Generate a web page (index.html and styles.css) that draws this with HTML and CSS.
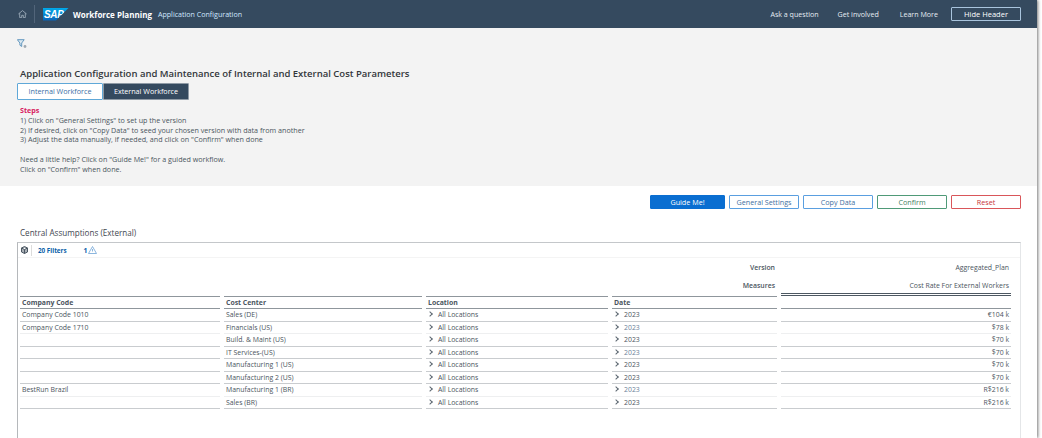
FILE: index.html
```html
<!DOCTYPE html>
<html lang="en">
<head>
    <meta charset="UTF-8">
    <title>Workforce Planning - Application Configuration</title>
    <link rel="stylesheet" href="styles.css">
</head>
<body>
<div class="page">
    <header class="shell">
        <svg class="home" width="9" height="8" viewBox="0 0 9 8"><path d="M.4 4 4.500.6 8.600 4M1.700 3.200V7.600h2V5.300h1.600v2.300h2V3.200" fill="none" stroke="#a7b5c3" stroke-width=".8"/></svg>
        <span class="shell-sep"></span>
        <div class="logo">SAP</div>
        <span class="app-name">Workforce Planning</span>
        <span class="app-sub">Application Configuration</span>
        <nav class="shell-links">
            <a class="link-ask">Ask a question</a>
            <a class="link-get">Get involved</a>
            <a class="link-learn">Learn More</a>
            <button class="hide-btn">Hide Header</button>
        </nav>
    </header>

    <section class="intro">
        <svg class="filter-icon" width="10" height="10" viewBox="0 0 10 10"><path d="M.4.700h6.800L4.700 4v3.500L2.900 6.200V4z" fill="#dce8f0" stroke="#6398bf" stroke-width="1"/><circle cx="8" cy="7.500" r="1.400" fill="#9fa9b2"/></svg>
        <h1 class="title">Application Configuration and Maintenance of Internal and External Cost Parameters</h1>
        <div class="tabs">
            <button class="tab tab-on">Internal Workforce</button>
            <button class="tab tab-dark">External Workforce</button>
        </div>
        <div class="steps">
            <div class="steps-head">Steps</div>
            <div>1) Click on "General Settings" to set up the version</div>
            <div>2) If desired, click on "Copy Data" to seed your chosen version with data from another</div>
            <div>3) Adjust the data manually, if needed, and click on "Confirm" when done</div>
            <div class="gap-line">Need a little help? Click on "Guide Me!" for a guided workflow.</div>
            <div>Click on "Confirm" when done.</div>
        </div>
    </section>

    <div class="actions">
        <button class="btn btn-main">Guide Me!</button>
        <button class="btn btn-blue">General Settings</button>
        <button class="btn btn-blue">Copy Data</button>
        <button class="btn btn-green">Confirm</button>
        <button class="btn btn-red">Reset</button>
    </div>

    <h2 class="table-title">Central Assumptions (External)</h2>

    <div class="table-box">
        <div class="toolbar">
            <svg class="tool-icon" width="7" height="8" viewBox="0 0 7 8"><path d="M3.500.5 6.500 2v4L3.500 7.500.5 6V2zM.5 2l3 1.500L6.500 2M3.500 3.500v4" fill="#aab0b6" stroke="#4b5763" stroke-width="1"/></svg>
            <span class="tool-sep"></span>
            <span class="tool-filters">20 Filters</span>
            <span class="tool-count">1</span>
            <svg class="warn" width="9" height="8" viewBox="0 0 9 8"><path d="M4.500.5 8.500 7.500H.5zM4.500 3v2.500" fill="none" stroke="#6fa3d6" stroke-width=".8"/></svg>
        </div>

        <div class="row meta">
            <div class="meta-label">Version</div>
            <div class="meta-value">Aggregated_Plan</div>
        </div>
        <div class="row meta meta-last">
            <div class="meta-label">Measures</div>
            <div class="meta-value">Cost Rate For External Workers</div>
        </div>

        <div class="row head">
            <div>Company Code</div>
            <div>Cost Center</div>
            <div>Location</div>
            <div>Date</div>
            <div class="num"></div>
        </div>
        <div class="row">
            <div>Company Code 1010</div>
            <div>Sales (DE)</div>
            <div><span class="chev"></span>All Locations</div>
            <div><span class="chev"></span>2023</div>
            <div class="num">€104 k</div>
        </div>
        <div class="row soft">
            <div>Company Code 1710</div>
            <div>Financials (US)</div>
            <div><span class="chev"></span>All Locations</div>
            <div class="date-blue"><span class="chev"></span>2023</div>
            <div class="num">$78 k</div>
        </div>
        <div class="row">
            <div></div>
            <div>Build. &amp; Maint (US)</div>
            <div><span class="chev"></span>All Locations</div>
            <div><span class="chev"></span>2023</div>
            <div class="num">$70 k</div>
        </div>
        <div class="row">
            <div></div>
            <div>IT Services-(US)</div>
            <div><span class="chev"></span>All Locations</div>
            <div class="date-blue"><span class="chev"></span>2023</div>
            <div class="num">$70 k</div>
        </div>
        <div class="row">
            <div></div>
            <div>Manufacturing 1 (US)</div>
            <div><span class="chev"></span>All Locations</div>
            <div><span class="chev"></span>2023</div>
            <div class="num">$70 k</div>
        </div>
        <div class="row">
            <div></div>
            <div>Manufacturing 2 (US)</div>
            <div><span class="chev"></span>All Locations</div>
            <div><span class="chev"></span>2023</div>
            <div class="num">$70 k</div>
        </div>
        <div class="row soft">
            <div>BestRun Brazil</div>
            <div>Manufacturing 1 (BR)</div>
            <div><span class="chev"></span>All Locations</div>
            <div class="date-blue"><span class="chev"></span>2023</div>
            <div class="num">R$216 k</div>
        </div>
        <div class="row">
            <div></div>
            <div>Sales (BR)</div>
            <div><span class="chev"></span>All Locations</div>
            <div><span class="chev"></span>2023</div>
            <div class="num">R$216 k</div>
        </div>
    </div>
</div>
</body>
</html>
```

FILE: styles.css
```css
* {
    box-sizing: border-box;
    font-family: "Open Sans", "Liberation Sans", sans-serif;
}
html, body {
    margin: 0;
    height: 438px;
    overflow: hidden;
    background: #fff;
}
button {
    cursor: pointer;
    padding: 0;
}
.page {
    width: 1037px;
    height: 438px;
    background: #fff;
    box-shadow: 1px 0 3px #777;
    overflow: hidden;
}

/* shell bar */
.shell {
    height: 28px;
    background: #354a5f;
    display: flex;
    align-items: center;
    color: #fff;
    font-size: 7.1px;
}
.home {
    margin-left: 18px;
}
.shell-sep {
    width: 1px;
    height: 18px;
    background: #52657a;
    margin: 0 8px 0 7px;
}
.logo {
    width: 26px;
    height: 13px;
    background: linear-gradient(#00a9ea, #0a62b8);
    clip-path: polygon(0 0, 100% 0, 50% 100%, 0 100%);
    color: #fff;
    font-family: "Liberation Sans", sans-serif;
    font-weight: bold;
    font-style: italic;
    font-size: 10px;
    line-height: 13px;
    padding-left: 1px;
    letter-spacing: -.3px;
}
.app-name {
    margin-left: 4px;
    font-weight: 700;
    font-size: 8px;
}
.app-sub {
    margin-left: 6px;
    color: #d1e8ff;
    font-size: 7.1px;
}
.shell-links {
    margin-left: auto;
    margin-right: 16px;
    display: flex;
    align-items: center;
    color: #e6edf4;
}
.link-get {
    margin-left: 19px;
}
.link-learn {
    margin-left: 21px;
}
.hide-btn {
    margin-left: 13px;
    width: 70px;
    height: 14px;
    background: transparent;
    border: 1px solid #a9c4dd;
    border-radius: 1px;
    color: #fff;
    font-size: 7.5px;
}

/* grey intro area */
.intro {
    height: 158px;
    background: #f3f3f3;
    padding: 11px 0 0 17px;
    color: #32363a;
}
.filter-icon {
    display: block;
}
.title {
    margin: 18px 0 0 3px;
    font-size: 9.5px;
    line-height: 13px;
    font-weight: 600;
    color: #32363a;
}
.tabs {
    display: flex;
    margin-top: 3px;
}
.tab {
    width: 86px;
    height: 17px;
    font-size: 7.2px;
    line-height: 13px;
    border-radius: 1px;
}
.tab-on {
    background: #fff;
    color: #3a6ea5;
    border: 1px solid #5fa8d8;
}
.tab-dark {
    background: #354a5f;
    color: #fff;
    border: 1px solid #8f9aa5;
}
.steps {
    margin: 6px 0 0 3px;
    font-size: 7.170px;
    line-height: 9.800px;
    color: #4b5560;
}
.steps-head {
    color: #d81b60;
    font-weight: 700;
}
.gap-line {
    margin-top: 9.800px;
}

/* action buttons */
.actions {
    display: flex;
    justify-content: flex-end;
    gap: 4px;
    padding: 9px 16px 0 0;
}
.btn {
    width: 70px;
    height: 14px;
    background: #fff;
    font-size: 7.2px;
    border-radius: 1px;
    border: 1px solid #ccc;
}
.btn-main {
    width: 75px;
    background: #0a6ed1;
    border-color: #0a6ed1;
    color: #fff;
}
.btn-blue {
    border-color: #5a9fe0;
    color: #3f6f9f;
}
.btn-green {
    border-color: #4f9a78;
    color: #3f7f5f;
}
.btn-red {
    border-color: #d9565a;
    color: #c8343a;
}

.table-title {
    margin: 18px 0 0 20px;
    font-size: 8.1px;
    line-height: 12px;
    font-weight: 400;
    color: #3f4750;
}

/* table */
.table-box {
    margin: 3px 0 0 17px;
    width: 1004px;
    height: 210px;
    border: 1px solid #e4e6e8;
    border-top-color: #c4c7ca;
    border-left: 1px solid #b5b8bb;
    padding-left: 2px;
    font-size: 6.9px;
    color: #4b5560;
}
.toolbar {
    height: 15px;
    margin-left: -2px;
    padding-left: 3px;
    display: flex;
    align-items: center;
    border-bottom: 1px solid #f4f4f4;
}
.tool-sep {
    width: 1px;
    height: 11px;
    background: #dcdcdc;
    margin: 0 6px 0 3px;
}
.tool-filters {
    color: #0a5ea8;
    font-weight: 700;
    font-size: 6.3px;
}
.tool-count {
    color: #0a5ea8;
    font-weight: 700;
    margin-left: 17px;
}
.row {
    display: grid;
    grid-template-columns: 200px 198px 182px 165px 230px;
    column-gap: 4px;
    height: 12.5px;
    line-height: 11.5px;
}
.row > div {
    padding-left: 2px;
    border-bottom: 1px solid #c9cccf;
    white-space: nowrap;
    overflow: hidden;
}
.row.soft > div {
    border-bottom-color: #eeeff0;
}
.row > .num {
    text-align: right;
    padding-right: 2px;
}
.row.meta {
    height: 18px;
    line-height: 18px;
    margin-top: 1px;
}
.row.meta > div {
    border-bottom: 0;
}
.row > .meta-label {
    grid-column: 4;
    text-align: right;
    font-weight: 600;
    padding-right: 2px;
}
.row > .meta-value {
    grid-column: 5;
    text-align: right;
    padding-right: 2px;
}
.row.meta-last {
    line-height: 16px;
}
.row.meta-last > .meta-value {
    border-bottom: 3px double #4d5862;
}
.head {
    height: 13px;
    font-weight: 700;
}
.row.head > div {
    border-top: 1px solid #8f969c;
    border-bottom-color: #8f969c;
}
.row.head > .num {
    border-top: 0;
}
.date-blue {
    color: #6b8299;
}
.chev {
    display: inline-block;
    width: 4px;
    height: 4px;
    margin: 0 6px 0 0;
    border-top: 1px solid #5b6670;
    border-right: 1px solid #5b6670;
    transform: rotate(45deg);
    vertical-align: 1px;
}
```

**What is expected**.
Search the listing above for the string "with". Copy every line that contains it.

**The answer**.
Generate a web page (index.html and styles.css) that draws this with HTML and CSS.
            <div>2) If desired, click on "Copy Data" to seed your chosen version with data from another</div>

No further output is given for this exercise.